On November 11, 1918, the Armistice brought an end to the fighting, and Texas politicians immediately urged the army to keep the hospital open because of the economic impact. However, the army had many hospitals in the South. GH15 was small with relatively large overhead, and there were few troops in the area, so it was slated to close.
On January 23, 1919, the first wounded patients arrived—twenty-four men, “practically all Texans” from the Thirty-sixth Division, who had been wounded in October 1918, when the division was in action. They had recuperated sufficiently for the hospital ship transit of the Atlantic and were shipped to Corpus Christi for final convalescence before discharge. More wounded, including two African-Americans, both Texans, arrived until late February. While the U. S. Army was segregated, army hospitals generally were not. Wounded arrived until February 26, 1919, when the army decided to close the hospital. The war was over, the number of patients was now finite, and many leased facilities were being identified for closure in the coming months. The flow of patients reversed, and patients left the convalescent hospital and went back to posts, mainly Fort Sam Houston. The base hospital there had more staff as well as specialists, so patients would receive better care before they were discharged. On February 28, 1919, all remaining patients were moved to San Antonio.
Once the closure was announced, Corpus interest groups contacted the Texas legislators who again pressured the U. S. Army to keep the hospital open. The army had a consistent answer: GH15 was too small and inefficient, and there were 40,000 empty beds in other hospitals. The government continued to operate the facility as a hospital, but the army transferred it to the United States Public Health Service (PHS), which was responsible for veterans’ healthcare before the Veterans Bureau was formed. The army left a caretaker party (eventually only six soldiers) to handle the official transfer over to the PHS on May 31, 1919. The army’s final act was shipping 119 pounds of medical records to the Medical Records Section in Washington, D. C., on June 9, 1919.

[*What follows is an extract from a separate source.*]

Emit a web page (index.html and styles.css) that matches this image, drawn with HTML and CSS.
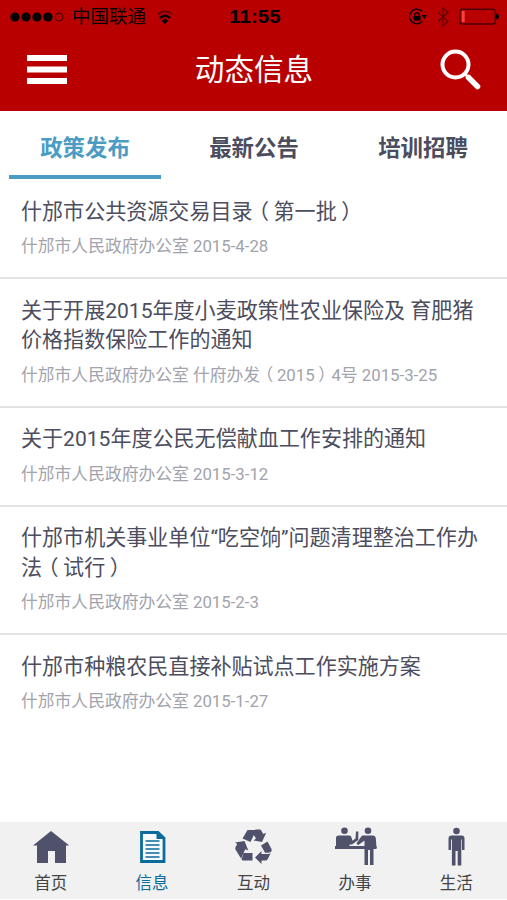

The PHS ran the hospital through the hurricane of September 14–15, 1919. The hurricane wrecked the hospital, but the PHS persevered and purchased the remaining building (singular) and 4.5 acres on June 7, 1920, for $120,000, and rebuilt. Reconstruction was completed in 1922, and the PHS ran the hospital until 1927, when they sold it and it resumed operation as a hotel (The Breakers) until 1970.
During its operation, GH15 treated a total of 1,148 patients, of whom 10 died.